Well, sometimes I welcome a good old bit of British cloud. I think most photographers will agree that bright and sunny can often mean very tricky shooting conditions.

The direct bright sun is a hard light source and with that, unless we control the light positioning, this can bring ugly shadows on our subject, on top of squinting eyes. The sun is a tricky light source to move but what we can control is our subject position.

I quite often will seek the refuge shelter of a shaded spot in these situations, which then gives me the option to position my subject more freely or even add additional lighting to my taste. But if there are no shaded spots and the light is too bright to overpower with extra lights, then we must position our subject so that we get flattering light on them. This more often than not involves having their backs towards the sun.

With their backs to the sun, their faces are now in open shade. No harsh shadows and no squinting eyes. The light might be quite flat but is certainly pleasant. In addition you will get some nice rim lighting on the back of them. This may blow out in certain parts but crucially the face will not be…..providing you have exposed correctly.

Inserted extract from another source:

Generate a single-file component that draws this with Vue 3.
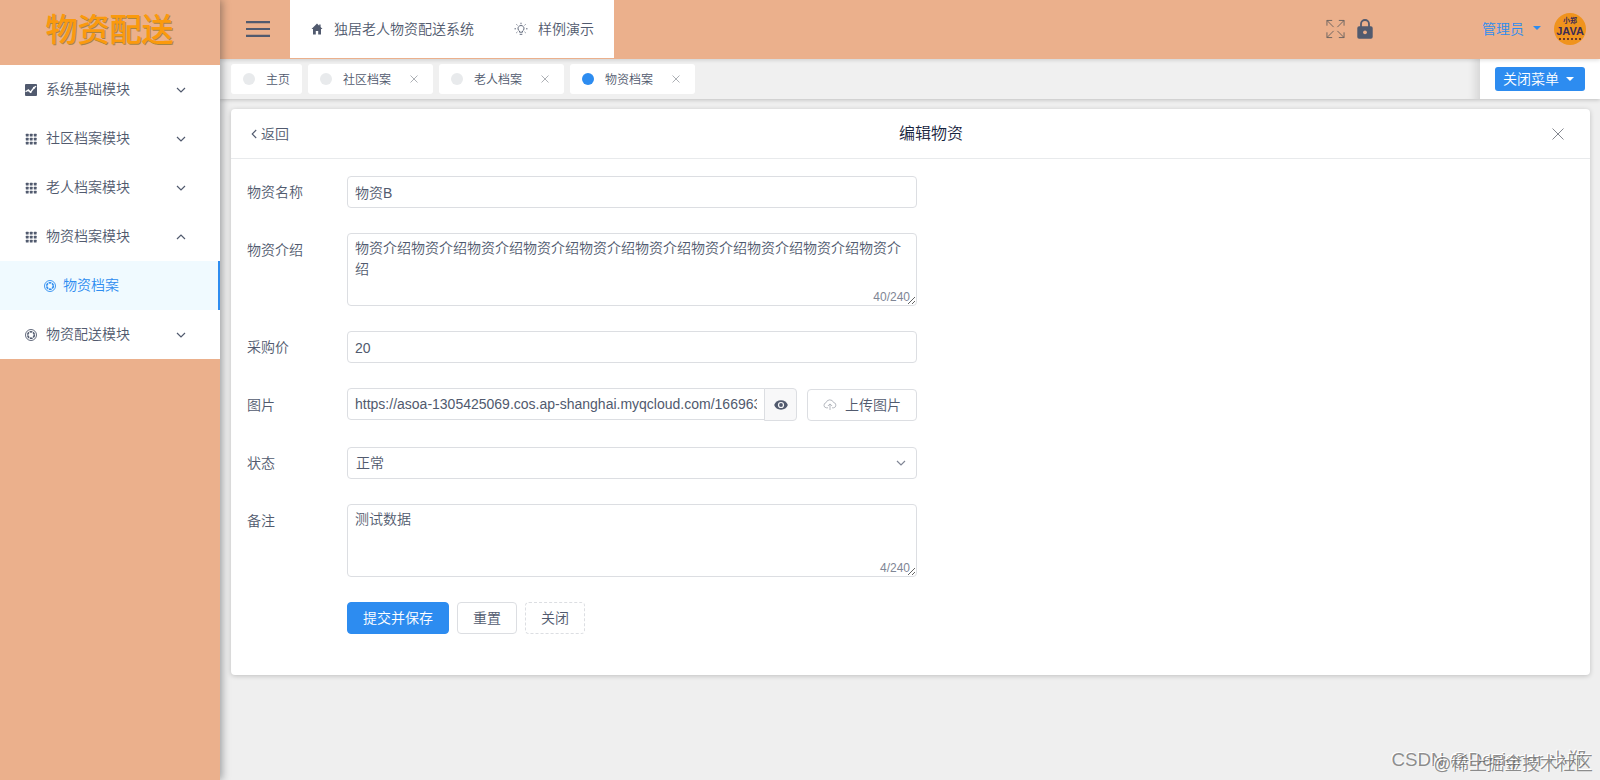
<template>
  <div class="layout">
    <aside class="sider">
      <div class="logo"><span>物资配送</span></div>
      <ul class="side-menu">
        <template v-for="item in menus" :key="item.name">
          <li class="side-item" @click="item.open = !item.open">
            <svg v-if="item.icon === 'image'" class="side-icon" viewBox="0 0 12 12">
              <rect width="12" height="12" rx="1" fill="#515a6e" />
              <path d="M.5 7.6l3-1.6 2 2.2 3.4-4.4 2.2-1.6" fill="none" stroke="#fff" stroke-width="1.3" />
              <circle cx="3.3" cy="6.4" r="1" fill="#fff" />
              <circle cx="5.6" cy="8" r="1" fill="#fff" />
              <circle cx="9" cy="3.8" r="1.1" fill="#fff" />
            </svg>
            <svg v-else-if="item.icon === 'keypad'" class="side-icon" viewBox="0 0 12 12">
              <template v-for="r in 3" :key="r">
                <rect
                  v-for="c in 3"
                  :key="c"
                  :x="c * 4 - 3.2"
                  :y="r * 4 - 3.2"
                  width="2.8"
                  height="2.8"
                  rx="0.5"
                  fill="#515a6e"
                />
              </template>
            </svg>
            <svg v-else class="side-icon" viewBox="0 0 12 12" fill="none" stroke="currentColor">
              <circle cx="6" cy="6" r="5.5" stroke-width="0.9" />
              <circle cx="6" cy="6" r="3.3" stroke-width="1.6" stroke-dasharray="2.7 0.75" />
            </svg>
            <span class="side-name">{{ item.name }}</span>
            <svg class="arrow" :class="{ up: item.open }" viewBox="0 0 10 10">
              <path d="M1 3l4 4 4-4" fill="none" stroke="#515a6e" stroke-width="1.2" />
            </svg>
          </li>
          <li v-if="item.open" class="side-child">
            <svg class="side-icon" viewBox="0 0 12 12" fill="none" stroke="currentColor">
              <circle cx="6" cy="6" r="5.5" stroke-width="0.9" />
              <circle cx="6" cy="6" r="3.3" stroke-width="1.6" stroke-dasharray="2.7 0.75" />
            </svg>
            <span>物资档案</span>
          </li>
        </template>
      </ul>
    </aside>

    <div class="main">
      <header class="header">
        <div class="burger">
          <svg viewBox="0 0 24 16" width="24" height="16" stroke="#515a6e" stroke-width="2.2">
            <path d="M0 1.2h24M0 8h24M0 14.8h24" />
          </svg>
        </div>
        <nav class="top-nav">
          <a class="nav-home">
            <svg viewBox="0 0 12 12" width="12" height="12">
              <path d="M6 .6L.5 6H2v5.4h2.8V8h2.4v3.4H10V6h1.5L9.6 4.1V1.5H8.2v1.2z" fill="#515a6e" />
            </svg>
            <span>独居老人物资配送系统</span>
          </a>
          <a class="nav-demo">
            <svg viewBox="0 0 14 14" width="14" height="14" fill="none" stroke="#515a6e" stroke-width="0.9">
              <path d="M5.5 10.2V9.1a3 3 0 1 1 3 0v1.1zM5.7 12.3h2.6M7 .7v1.5M.5 6.8H2M12 6.8h1.5M2.5 2.4l1 1M11.5 2.4l-1 1M2.4 10.8l1-.9M11.6 10.8l-1-.9" />
            </svg>
            <span>样例演示</span>
          </a>
        </nav>
        <div class="header-right">
          <svg class="full" viewBox="0 0 20 20" fill="none" stroke="#6b6460" stroke-width="1">
            <path d="M1 6.5V1h5.5M1 1l7 7M13.5 1H19v5.5M19 1l-7 7M1 13.5V19h5.5M1 19l7-7M13.5 19H19v-5.5M19 19l-7-7" />
          </svg>
          <svg class="lock" viewBox="0 0 16 20">
            <path d="M4 8V5a4 4 0 0 1 8 0v3" fill="none" stroke="#515a6e" stroke-width="1.8" />
            <rect x="0.3" y="7.3" width="15.4" height="12.4" rx="1.8" fill="#515a6e" />
            <circle cx="8" cy="13.3" r="1.9" fill="#ebb08c" />
          </svg>
          <span class="user">管理员</span>
          <i class="caret"></i>
          <div class="avatar">
            <small class="avatar-top">小郑</small>
            <b>JAVA</b>
            <small class="avatar-line"></small>
          </div>
        </div>
      </header>

      <div class="tabs-bar">
        <div class="tabs">
          <div v-for="tab in tabs" :key="tab.name" class="tab" :class="{ active: tab.active }">
            <i class="dot"></i>
            <span>{{ tab.name }}</span>
            <svg v-if="tab.closable" class="tab-close" viewBox="0 0 8 8">
              <path d="M.5.5l7 7M7.5.5l-7 7" stroke="#a5a8ae" stroke-width="0.9" />
            </svg>
          </div>
        </div>
        <div class="close-menu">
          <button class="close-menu-btn"><span>关闭菜单</span><i class="caret"></i></button>
        </div>
      </div>

      <section class="card">
        <div class="card-head">
          <a class="back">
            <svg viewBox="0 0 6 10" width="6" height="10">
              <path d="M5.2 1L1.2 5l4 4" fill="none" stroke="#515a6e" stroke-width="1.1" />
            </svg>
            <span>返回</span>
          </a>
          <h1>编辑物资</h1>
          <svg class="card-close" viewBox="0 0 12 12">
            <path d="M.5.5l11 11M11.5.5l-11 11" stroke="#84878f" stroke-width="1" />
          </svg>
        </div>

        <form class="form" @submit.prevent>
          <div class="row">
            <label>物资名称</label>
            <input v-model="form.name" type="text" class="input" />
          </div>
          <div class="row area-row">
            <label>物资介绍</label>
            <div class="area">
              <textarea v-model="form.content" maxlength="240"></textarea>
              <span class="count">{{ form.content.length }}/240</span>
            </div>
          </div>
          <div class="row">
            <label>采购价</label>
            <input v-model="form.price" type="text" class="input price-input" />
          </div>
          <div class="row image-row">
            <label>图片</label>
            <div class="image-field">
              <input v-model="form.image" type="text" class="input url" />
              <button type="button" class="eye">
                <svg viewBox="0 0 14 10" width="14" height="10">
                  <path d="M7 .3C3.7.3 1.2 2.2.2 5c1 2.8 3.5 4.7 6.8 4.7S12.8 7.8 13.8 5C12.8 2.2 10.3.3 7 .3z" fill="#515a6e" />
                  <circle cx="7" cy="5" r="3.1" fill="#f8f8f9" />
                  <circle cx="7" cy="5" r="1.9" fill="#515a6e" />
                </svg>
              </button>
              <button type="button" class="btn upload">
                <svg viewBox="0 0 14 12" width="14" height="12" fill="none" stroke="#a3a7b0" stroke-width="0.8">
                  <path d="M5 8.8H3.2A2.6 2.6 0 0 1 3 3.7 4 4 0 0 1 10.6 3.5 2.7 2.7 0 0 1 10.8 8.8H9M7 11V5M4.9 7L7 4.9 9.1 7" />
                </svg>
                <span>上传图片</span>
              </button>
            </div>
          </div>
          <div class="row">
            <label>状态</label>
            <div class="input select">
              <span>{{ form.status }}</span>
              <svg viewBox="0 0 10 10" width="10" height="10">
                <path d="M1 3l4 4 4-4" fill="none" stroke="#808695" stroke-width="1.2" />
              </svg>
            </div>
          </div>
          <div class="row area-row">
            <label>备注</label>
            <div class="area">
              <textarea v-model="form.remark" maxlength="240"></textarea>
              <span class="count">{{ form.remark.length }}/240</span>
            </div>
          </div>
          <div class="actions">
            <button type="button" class="btn primary"><span>提交并保存</span></button>
            <button type="button" class="btn"><span>重置</span></button>
            <button type="button" class="btn dashed"><span>关闭</span></button>
          </div>
        </form>
      </section>
    </div>

    <div class="mark mark-csdn">CSDN @Designer 小郑</div>
    <div class="mark mark-juejin">@稀土掘金技术社区</div>
  </div>
</template>

<script setup>
import { reactive, ref } from 'vue'

const menus = ref([
  { name: '系统基础模块', icon: 'image', open: false },
  { name: '社区档案模块', icon: 'keypad', open: false },
  { name: '老人档案模块', icon: 'keypad', open: false },
  { name: '物资档案模块', icon: 'keypad', open: true },
  { name: '物资配送模块', icon: 'aperture', open: false }
])

const tabs = [
  { name: '主页' },
  { name: '社区档案', closable: true },
  { name: '老人档案', closable: true },
  { name: '物资档案', closable: true, active: true }
]

const form = reactive({
  name: '物资B',
  content: '物资介绍'.repeat(10),
  price: '20',
  image: 'https://asoa-1305425069.cos.ap-shanghai.myqcloud.com/166963',
  status: '正常',
  remark: '测试数据'
})
</script>

<style>
body {
  margin: 0;
  overflow: hidden;
}
</style>

<style scoped>
.layout {
  position: relative;
  display: flex;
  width: 1600px;
  height: 780px;
  overflow: hidden;
  background: #efefef;
  color: #515a6e;
  font-family: "Liberation Sans", "Noto Sans CJK SC", sans-serif;
  font-size: 14px;
  font-weight: 350;
}

.layout * {
  box-sizing: border-box;
}

svg {
  display: block;
  flex: none;
}

button,
input,
textarea {
  font: inherit;
  color: inherit;
  outline: none;
}

.sider {
  position: relative;
  z-index: 3;
  width: 220px;
  flex: none;
  background: #ebb08c;
  box-shadow: 2px 0 8px rgba(29, 35, 41, 0.4);
}

.logo {
  height: 65px;
  display: flex;
  justify-content: center;
  padding: 6px 1px 0 0;
  color: #fb9a0c;
  font-size: 32px;
  line-height: 48px;
  font-weight: 500;
  text-shadow: 1px 1px 0 #a98443;
}

.side-menu {
  list-style: none;
  margin: 0;
  padding: 0;
  background: #fff;
}

.side-item,
.side-child {
  height: 49px;
  display: flex;
  align-items: center;
  padding-left: 25px;
  cursor: pointer;
}

/* CJK glyphs sit low in their line box next to the icons */
.tab span,
.nav-home span,
.nav-demo span,
.back span,
.select span,
.close-menu-btn span,
.btn span {
  padding-bottom: 2px;
}

.side-item span,
.side-child span {
  padding-bottom: 4px;
}

.side-icon {
  width: 12px;
  height: 12px;
  margin-right: 9px;
}

.side-name {
  width: 130px;
}

.arrow {
  width: 10px;
  height: 10px;
}

.arrow.up {
  transform: rotate(180deg);
}

.side-child {
  padding-left: 44px;
  color: #2d8cf0;
  background: #f0faff;
  border-right: 2px solid #2d8cf0;
}

.side-child .side-icon {
  margin-right: 7px;
}

.main {
  flex: 1;
  min-width: 0;
}

.header {
  position: relative;
  z-index: 2;
  height: 59px;
  display: flex;
  background: #ebb08c;
  box-shadow: 0 1px 4px rgba(0, 0, 0, 0.15);
}

.burger {
  width: 70px;
  padding: 21px 0 0 26px;
}

.top-nav {
  width: 324px;
  height: 58px;
  display: flex;
  align-items: center;
  background: #fff;
}

.top-nav a {
  display: flex;
  align-items: center;
}

.nav-home {
  padding-left: 21px;
  gap: 11px;
}

.nav-demo {
  padding-left: 40px;
  gap: 10px;
}

.header-right {
  height: 57px;
  margin-left: auto;
  display: flex;
  align-items: center;
  padding-right: 14px;
}

.full {
  width: 19px;
  height: 20px;
  margin-right: 12px;
}

.lock {
  width: 16px;
  height: 20px;
  margin-right: 109px;
}

.user {
  padding-bottom: 2px;
  color: #2d8cf0;
}

.caret {
  border: 4px solid transparent;
  border-top-color: currentColor;
  border-bottom: 0;
}

.header-right .caret {
  margin: 0 13px 2px 9px;
  color: #2d8cf0;
}

.avatar {
  width: 32px;
  height: 32px;
  display: flex;
  flex-direction: column;
  align-items: center;
  border-radius: 50%;
  background: #f0931d;
  color: #3b2b56;
}

.avatar small {
  font-size: 7px;
  line-height: 9px;
  font-weight: 700;
  margin-top: 3px;
}

.avatar b {
  font-size: 11px;
  line-height: 12px;
  font-weight: 700;
}

.avatar .avatar-line {
  width: 22px;
  margin-top: 1px;
  border-top: 2px dotted #6b3a2c;
}

.tabs-bar {
  height: 40px;
  display: flex;
  background: #f0f0f0;
  box-shadow: 0 1px 4px rgba(0, 0, 0, 0.2);
}

.tabs {
  flex: 1;
  display: flex;
  gap: 6px;
  padding: 5px 0 0 11px;
  box-shadow: inset -12px 0 10px -8px rgba(0, 0, 0, 0.12);
}

.tab {
  height: 30px;
  display: flex;
  align-items: center;
  padding: 0 12px;
  border-radius: 3px;
  background: #fff;
  font-size: 12px;
}

.dot {
  width: 12px;
  height: 12px;
  margin-right: 11px;
  border-radius: 50%;
  background: #e8eaec;
}

.active .dot {
  background: #2d8cf0;
}

.tab-close {
  width: 8px;
  height: 8px;
  margin: 0 3px 0 19px;
}

.close-menu {
  width: 120px;
  padding: 8px 15px;
  background: #fff;
}

.close-menu-btn {
  width: 90px;
  height: 24px;
  display: flex;
  align-items: center;
  gap: 7px;
  padding: 0 0 0 8px;
  border: 0;
  border-radius: 3px;
  background: #2d8cf0;
  color: #fff;
}

.card {
  width: 1359px;
  height: 566px;
  margin: 10px 0 0 11px;
  border-radius: 4px;
  background: #fff;
  box-shadow: 0 1px 5px rgba(0, 0, 0, 0.2);
}

.card-head {
  height: 50px;
  display: grid;
  grid-template-columns: 1fr auto 1fr;
  align-items: center;
  padding: 0 26px 0 20px;
  border-bottom: 1px solid #e8eaec;
}

.back {
  display: flex;
  align-items: center;
  gap: 4px;
}

.card-head h1 {
  margin: 0 0 0 47px;
  color: #17233d;
  font-size: 16px;
  line-height: 24px;
  font-weight: 350;
}

.card-close {
  width: 12px;
  height: 12px;
  justify-self: end;
}

.form {
  padding: 17px 0 0 16px;
}

.row {
  display: flex;
  height: 33px;
  margin-bottom: 24px;
}

.row label {
  width: 100px;
  flex: none;
  line-height: 33px;
}

.area-row {
  height: 74px;
}

.area-row label,
.image-row label {
  line-height: 35px;
}

.image-row {
  height: 35px;
}

.input {
  width: 570px;
  height: 32px;
  padding: 0 7px;
  border: 1px solid #dcdee2;
  border-radius: 4px;
  background: #fff;
}

.price-input {
  padding-top: 1px;
}

.area {
  position: relative;
  width: 570px;
  height: 73px;
}

.area textarea {
  display: block;
  width: 100%;
  height: 100%;
  padding: 4px 7px;
  border: 1px solid #dcdee2;
  border-radius: 4px;
  line-height: 21px;
  resize: vertical;
  overflow: hidden;
}

.count {
  position: absolute;
  right: 7px;
  bottom: 2px;
  color: #808695;
  font-size: 12px;
  line-height: 14px;
}

.image-field {
  display: flex;
}

.url {
  width: 418px;
  border-radius: 4px 0 0 4px;
}

.eye {
  width: 33px;
  height: 33px;
  margin-left: -1px;
  padding: 0 0 0 9px;
  border: 1px solid #dcdee2;
  border-radius: 0 4px 4px 0;
  background: #f8f8f9;
}

.btn {
  height: 32px;
  display: flex;
  align-items: center;
  padding: 0 15px;
  border: 1px solid #dcdee2;
  border-radius: 4px;
  background: #fff;
}

.upload {
  width: 110px;
  margin: 1px 0 0 10px;
  gap: 8px;
}

.select {
  display: flex;
  align-items: center;
  justify-content: space-between;
  padding: 0 10px 0 8px;
}

.actions {
  display: flex;
  gap: 8px;
  padding-left: 100px;
}

.primary {
  background: #2d8cf0;
  border-color: #2d8cf0;
  color: #fff;
}

.dashed {
  border-style: dashed;
}

.mark {
  position: absolute;
  z-index: 5;
  white-space: nowrap;
  color: rgba(80, 80, 80, 0.65);
  text-shadow: -1px -1px 0 #fff;
}

.mark-csdn {
  right: 14px;
  bottom: 8px;
  font-size: 18.7px;
  line-height: 24px;
}

.mark-juejin {
  right: 7px;
  bottom: 4px;
  font-size: 17.7px;
  line-height: 24px;
}
</style>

In a previous blog I mentioned how you can expose correctly via the use of the histogram (using my infamous white vest). This method is described in the excellent new book by Neil Van Niekerk called Direction & Quality of Light. I can’t recommend this book or his other books high enough!  But we can also make a very good guesstimate of our settings when time/circumstance doesn’t permit other methods. This guess is based on the Sunny 16 Rule…..

This states that on a very bright day correct exposure will be at f/16 when your shutter speed is the inverse of your ISO.  For example f/16, ISO 200, 1/200.

My base ISO for my Nikon camera is ISO 200 and when in bright light I tend to jump to 1/250 (my max flash sync speed – even though I did not use flash in this instance), which leaves the aperture as the remaining variable for me to adjust.

Using the Sunny 16 rule, at ISO 200 and 1/250 my aperture would be f/14.  Why f/14? Because as my shutter is increased by 1/3 stop over 1/200 I have to open up my aperture by 1/3 stop from f/16 to f/14

Quite often, with our subjects back to the sun, a 3 stop increase on these settings is spookily close to correct exposure.

Based on these settings I therefore opened up ~3 stops to give me a guesstimate of correct exposure.

f/14 > f/10  >f/7.1 > f/5

In reality I didn’t think of these numbers exactly.  I knew f/5 would be about right for 3 stops and this would be a good place to start.

What was my next step? Take a photo and look on the back of my camera! Yep, there’s no shame in admitting this.  An instant check of your photo on the camera’s LCD is a major benefit of modern technology.  I also check the ‘blinking lights’ to check my subjects face is not over exposed.

In this instance the exposure looked good and in fact didn’t need any adjustment later in processing.

For the photo below I wanted a really wafer thin depth of field so opened up my aperture to f/2.  This can be dicey, especially shooting kids, who generally move about quite a lot, but I wanted to try out my new lens with the aperture this wide open. I cannot compensate for this increase in aperture by lowering my ISO and so the only camera control I can use to account for this is by increasing my shutter speed.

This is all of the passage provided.